Why some experts think driving with two feet could be safer than one (2015) - monort
https://www.vox.com/2015/7/1/8877583/two-foot-driving-pedal-error
======
justtopost
Okay, this article is good, but is missing some points.

1\. Left-foot braking has always been a popular method of controlling a car in
racing. The trade off of extra wear for extra control is worth it in
competetion. Tech has now made it so the wear can be avoided by using digital
logic, rather than its mechanical analog. On snowy days, or in gravel, I often
use my brake and gas at the same time to help position the cars inertia in
relation to its cg/moment and get a better heading and balance on the exiting
end of the curve. Which is to say the car shifts its weight to be less likely
to slide in a way I do not anticipate.
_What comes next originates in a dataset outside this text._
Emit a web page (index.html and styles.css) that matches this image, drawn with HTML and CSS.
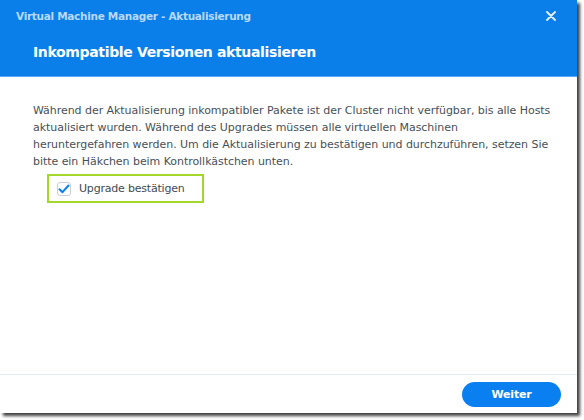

Common in rally, less so on the
streets. However many older people I talk to know the technique, while those
under 40 seem not to. Perhaps it is a function of having astoundingly better
traction now.

2\. Having done lots of left foot braking, it is not as percise. You use your
'free foot' in an automatic to brace your body to give a solid refrence point
for control inputs. Using both feet puts this all on your seat, and frankly
they all slide and deform if remotely comfortable. You can mitigate by
anchoring your heels and modulating pedals with toes, but some find this
unnatural or uncomfortable in some configurations.

3\. It can be learned, but it takes quite a while to get used to it. Took me
at least a year before I was free of the jerky difference between feet. I
think training new drivers would have the largest effect. If learned from the
start it should be natural, just as a manual transmission is to me.